Dum Laga Ke Haisha is set in the actual town of Haridwar in 1995 and in the imaginary romantic universe suggested by popular film soundtracks of the last decade. Singer Kumar Sanu and composer Anu Malik are among the movie’s patron saints. Their heavily orchestral paeans to intense and absolute love are as close to extinction as the audio tapes in the museum-like music store run by Prem Tiwari (Ayushmann Khurrana).
Prem himself is out of step with his environment as the music he loves. He is an all-round underachiever who is easily bulldozed by his overbearing family into marrying the overweight and well-educated Sandhya (Bhumi Pednekar). It is hoped that Sandhya will bring much-needed income into the diminishing family account once she completes her teacher’s training degree. The question of whether the two are compatible, let alone happy, simply doesn’t arise.
Prem has a ready excuse to despise Sandhya – she is on the heavy side – but the baggage he carries in his soul cannot be measured in kilos and grams. An obstacle race that requires Prem to hoist his wife on his scrawny shoulders becomes an apt metaphor for the heavy lifting that is required in a marriage, arranged or otherwise.
Writer and director Sharat Katariya plonks the classic odd-couple premise in the midst of a recognisably shabby household in danger of sliding into genteel poverty. The documentary feel to Meenal Agarwal’s production design, the conversational dialogue and naturalistic acting, Manu Anand’s rich camerawork, and the use of actual locations in Haridwar and Rishikesh are effectively deployed to unmask the psychological oppressiveness and emotional violence that are as much a part of Indian family life as its support structures.
Dum Lage Ke Haisha works perfectly well as an offbeat romantic comedy. But lurking beneath its good-natured humour is a critique of parents, siblings and friends who are oblivious to an individual’s needs and unwilling to advise anything conformity and compromise when things go wrong.
Sandhya has it better than Prem. Her family appears relieved that she has finally tied the knot, and even though she has a casually cruel younger brother who doesn’t think twice before commenting on her weight, she is confident enough to endure the ignominy of being rejected by a man several stops away from her station and seize the initiative in the early days of their relationship.
Despite his emphasis on life-as-it-is realism, Katariya allows himself one fantasy. Sandhya, inexplicably, is attracted to the perpetually bad-tempered Prem, even though he visibly blanches at the sight of her, is terrified at the thought of sex with her, and shames her before his friends.

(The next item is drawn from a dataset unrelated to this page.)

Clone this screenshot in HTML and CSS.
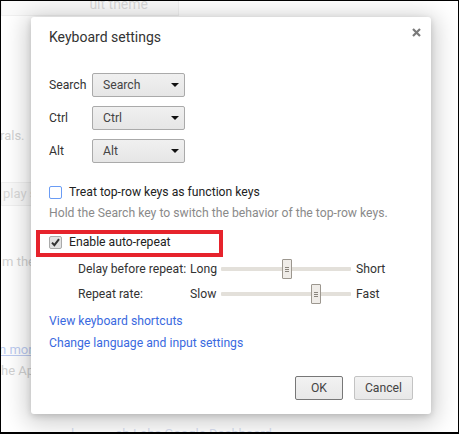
FILE: index.html
```html
<!DOCTYPE html>
<html>
<head>
<meta charset="utf-8">
<link rel="stylesheet" href="styles.css">
</head>
<body>
<div class="page">
  <div class="bg">
    <div class="bg-btn bg-theme">ult theme</div>
    <div class="bg-text bg-rals">rals.</div>
    <div class="bg-btn bg-play">play s</div>
    <div class="bg-text bg-mthe">m the</div>
    <div class="bg-link bg-more">n more</div>
    <div class="bg-text bg-ap">he Ap</div>
    <div class="bg-text bg-dash">l............ab.Labs.Google.Dashboard</div>
  </div>
  <div class="overlay"></div>
  <div class="dialog">
    <div class="title-row">
      <div class="title">Keyboard settings</div>
      <svg class="close" width="9" height="9" viewBox="0 0 9 9"><path d="M1 1 L8 8 M8 1 L1 8" stroke="#7a7a7a" stroke-width="2.2"/></svg>
    </div>
    <div class="remap">
      <div class="remap-row"><span class="remap-label">Search</span><div class="select"><span>Search</span><i class="arrow"></i></div></div>
      <div class="remap-row"><span class="remap-label">Ctrl</span><div class="select"><span>Ctrl</span><i class="arrow"></i></div></div>
      <div class="remap-row"><span class="remap-label">Alt</span><div class="select"><span>Alt</span><i class="arrow"></i></div></div>
    </div>
    <div class="check-row">
      <span class="cb"></span><span class="cb-label">Treat top-row keys as function keys</span>
    </div>
    <div class="hint">Hold the Search key to switch the behavior of the top-row keys.</div>
    <div class="check-row repeat">
      <span class="cb checked"><svg width="11" height="11" viewBox="0 0 11 11"><path d="M2 5.6 L4.4 8.2 L9 2.2" fill="none" stroke="#333" stroke-width="2"/></svg></span><span class="cb-label">Enable auto-repeat</span>
      <div class="highlight"></div>
    </div>
    <div class="slider-grid">
      <span>Delay before repeat:</span><span>Long</span>
      <div class="track"><div class="thumb" style="left:61px"><i></i></div></div>
      <span>Short</span>
      <span>Repeat rate:</span><span>Slow</span>
      <div class="track"><div class="thumb" style="left:90px"><i></i></div></div>
      <span>Fast</span>
    </div>
    <div class="links">
      <a>View keyboard shortcuts</a>
      <a>Change language and input settings</a>
    </div>
    <div class="buttons">
      <button class="btn default">OK</button>
      <button class="btn">Cancel</button>
    </div>
  </div>
</div>
</body>
</html>
```
FILE: styles.css
```css
html, body {
  margin: 0;
  padding: 0;
}
body {
  font-family: Roboto, "Noto Sans", sans-serif;
  font-size: 12.2px;
  line-height: 14px;
  color: #333;
}
.page {
  position: relative;
  width: 459px;
  height: 434px;
  box-sizing: border-box;
  border: 1px solid #000;
  border-bottom-width: 2px;
  overflow: hidden;
  background: #fff;
}
.bg {
  display: flex;
  flex-direction: column;
  color: #9a9a9a;
  font-size: 13px;
  line-height: 15px;
}
.bg-btn {
  border: 1px solid #ddd;
  background: #f4f4f4;
  padding: 0 6px;
  height: 24px;
  line-height: 22px;
  box-sizing: border-box;
  width: 100px;
  text-align: right;
  color: #aaa;
}
.bg-theme { margin-top: -9px; width: 178px; padding-right: 30px; font-size: 14px; flex: none; }
.bg-rals { margin-top: 112px; margin-left: -1px; }
.bg-play { margin-top: 39px; width: 60px; text-align: left; padding-left: 1px; flex: none; }
.bg-mthe { margin-top: 48px; margin-left: 1px; }
.bg-link { margin-top: 73px; color: #6a8de0; text-decoration: underline; margin-left: -2px; }
.bg-ap { margin-top: 6px; }
.bg-dash { margin-top: 48px; color: #aab8e0; margin-left: 70px; }
.overlay {
  position: absolute;
  inset: 0;
  background: rgba(255,255,255,0.55);
}
.dialog {
  position: absolute;
  left: 30px;
  top: 16px;
  width: 400px;
  height: 397px;
  box-sizing: border-box;
  background: #fff;
  border-radius: 3px;
  box-shadow: 0 4px 23px 5px rgba(0,0,0,0.2), 0 2px 6px rgba(0,0,0,0.15);
  padding: 12px 18px 0 18px;
  display: flex;
  flex-direction: column;
}
.title-row {
  display: flex;
  justify-content: space-between;
  align-items: flex-start;
}
.title {
  font-size: 14px;
  line-height: 16px;
  color: #333;
}
.close {
  margin-top: -1px;
  margin-right: -8px;
}
.remap {
  margin-top: 28px;
  display: flex;
  flex-direction: column;
  gap: 9px;
}
.remap-row {
  display: flex;
  align-items: center;
}
.remap-label {
  width: 43px;
}
.select {
  width: 93px;
  height: 24px;
  box-sizing: border-box;
  border: 1px solid #aaa;
  border-radius: 2px;
  background: linear-gradient(#f0f0f0, #e6e6e6);
  display: flex;
  align-items: center;
  justify-content: space-between;
  padding: 0 5px 0 10px;
  color: #444;
}
.arrow {
  width: 0;
  height: 0;
  border-left: 4px solid transparent;
  border-right: 4px solid transparent;
  border-top: 4px solid #111;
}
.check-row {
  position: relative;
  display: flex;
  align-items: center;
  margin-top: 21px;
  height: 16px;
}
.cb {
  width: 13px;
  height: 13px;
  box-sizing: border-box;
  border: 1px solid #6a9cf5;
  border-radius: 2px;
  background: #fff;
  margin-right: 7px;
  display: flex;
  align-items: center;
  justify-content: center;
}
.cb.checked {
  border-color: #aaa;
  background: #e2e2e2;
}
.cb-label { color: #222; }
.hint {
  color: #8a8a8a;
  margin-top: 6px;
}
.check-row.repeat { margin-top: 14px; }
.highlight {
  position: absolute;
  left: -13px;
  top: -4px;
  width: 187px;
  height: 27px;
  box-sizing: border-box;
  border: 4px solid #e6232c;
}
.slider-grid {
  display: grid;
  grid-template-columns: 112px 31px 130px auto;
  grid-auto-rows: 16px;
  align-items: center;
  row-gap: 9px;
  margin-top: 11px;
  margin-left: 29px;
  color: #333;
}
.slider-grid > span:nth-child(4n) { margin-left: 5px; }
.track {
  position: relative;
  height: 4px;
  background: #e3e0da;
  border-radius: 1px;
}
.thumb {
  position: absolute;
  top: -8px;
  width: 10px;
  height: 20px;
  box-sizing: border-box;
  border: 1px solid #9c978f;
  border-radius: 1px;
  background: #efece8;
  display: flex;
  align-items: center;
  justify-content: center;
}
.thumb i {
  width: 4px;
  height: 5px;
  border-top: 1px solid #8a857d;
  border-bottom: 1px solid #8a857d;
  box-sizing: border-box;
  position: relative;
}
.thumb i::after {
  content: "";
  position: absolute;
  left: 0;
  top: 1px;
  width: 4px;
  height: 1px;
  background: #8a857d;
}
.links {
  display: flex;
  flex-direction: column;
  gap: 8px;
  margin-top: 12px;
}
.links a {
  color: #3a6ae0;
  cursor: pointer;
}
.buttons {
  margin-top: auto;
  margin-bottom: 14px;
  display: flex;
  justify-content: flex-end;
  gap: 11px;
}
.btn {
  font-family: Roboto, "Noto Sans", sans-serif;
  font-size: 12.2px;
  color: #444;
  height: 24px;
  border: 1px solid #c3c3c3;
  border-radius: 2px;
  background: linear-gradient(#f2f2f2, #e8e8e8);
  padding: 0;
  width: 48px;
}
.btn.default {
  border-color: #777;
}
.btn:not(.default) { width: 59px; }
```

Is Prem suffering from wedding nerves or does he have a problem with fat women? Katariya suggests a bit of both and then some. The screenplay is evenly balanced between its lead characters, and Pednekar gives a confident and winning performance in her first screen appearance. But Dum Laga Ke Haisha’s hero is its anti-hero.
Put down repeatedly by his well-meaning but patriarchal father (Sanjay Mishra), mollycoddled by his mother (Alka Amin) and aunt (Sheeba Chaddha) and patronised by fellow members of his Rashtriya Swayamsevak Sangh-like group that dispenses bodily and spiritual advice on a daily basis, Prem is a man on the verge of a nervous breakdown. Khurrana burst on the scene with the comedy Vicky Donor in 2012 and has headlined a few movies since, but he works best in an ensemble. In Dum Laga Ke Haisha, Khurrana truthfully and beautifully depicts Prem’s journey from insecurity to self-assurance. Crowded out by his family and defeated by life’s demands, Prem’s journey begins after Sandhya’s has ended.
The conventional payoff is richly earned. Katariya, who made his debut with the independent feature 10ml Love in 2010, packs his second movie with psychological acuity and density. The tiny moments and minute observations add up to a 111-minute portrait of the small dreams of ordinary people similar to Rajat Kapoor’s Aankon Dekhi. Dum Lage Ke Haisha shares with Aankon Dekhi several actors, its production designer and costume designer (Darshan Jalan), and the evocation of the rhythms and quirks of life in small-town North India.
But while Aankhon Dekhi drifted into magical realism, Dum Laga Ke Haisha cleaves to the romantic message of Hindi movie songs from 20 years ago: true love is hard, cruel and demanding, but it can move mountains and make a full-scale hero out of a size zero.